The other reason is that there is great fatigue with the
Yoweri Museveni administration most especially among the educated strata of
society. Again I do not have scientific data and this is based entirely on my
anecdotal evidence gleaned from reading social media and following traditional
media reports. Anyone who tries to defend Museveni and his government only
invites derision and hostility. I have watched in silent wonderment at why the
Museveni administration does not feel it vital to develop a communications
strategy to improve its public image.
But the most important thing is that Museveni personally
(and his government generally) has treated corruption as a criminal and legal
rather than a political problem.
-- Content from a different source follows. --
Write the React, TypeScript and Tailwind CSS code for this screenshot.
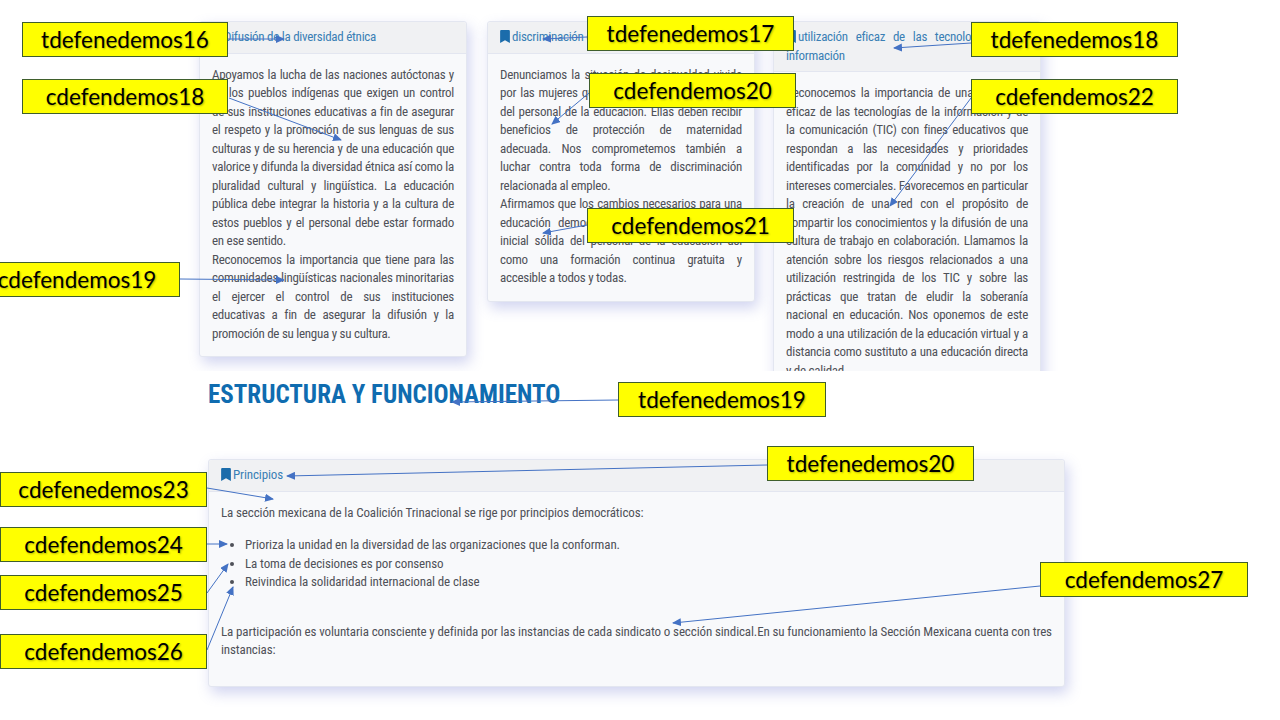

If you follow the President closely, he keeps
saying that he (and his government and political party) first fought extra
judicial killings. He says that was easy to deal with. However, he argues that
corruption is more complicated because now you need more professional people
such as accountants and auditors to detect and prosecute it. And I think the
weakness of the Museveni approach lies here.
The most successful country at fighting corruption in Africa
today is post-genocide Rwanda. There, President Paul Kagame has looked at
corruption not merely as a legal but most critically at a political problem. He
sees it as a threat to the legitimacy of his government, a major stumbling
block to the functioning of the state, especially its ability to deliver public
goods and services to citizens. So he has created a political atmosphere so
hostile to corruption that practically every public official in that country is
scared.
The biggest threat Kagame has created around corruption is
not that when you get caught stealing and/or abusing public funds you will be
arrested, prosecuted and even jailed. That is only a small part of the
punishment. And as we have seen with Uganda, thieves can be content with that
process since they can steal billions, serve a jail term, and return home
comfortably to enjoy their loot. What Kagame has done with corruption is that he
has created an atmosphere of hostility within the society to socially ostracise
the corrupt.
Today, if you are accused of stealing public funds in
Rwanda, you may win the case in a judicial court but the court of public
opinion will punish you more. People will shun you in public. No one will
attend your children’s baptism or your birthday party. You will find few people
willing to visit you at home, leave alone go out to dinner with you.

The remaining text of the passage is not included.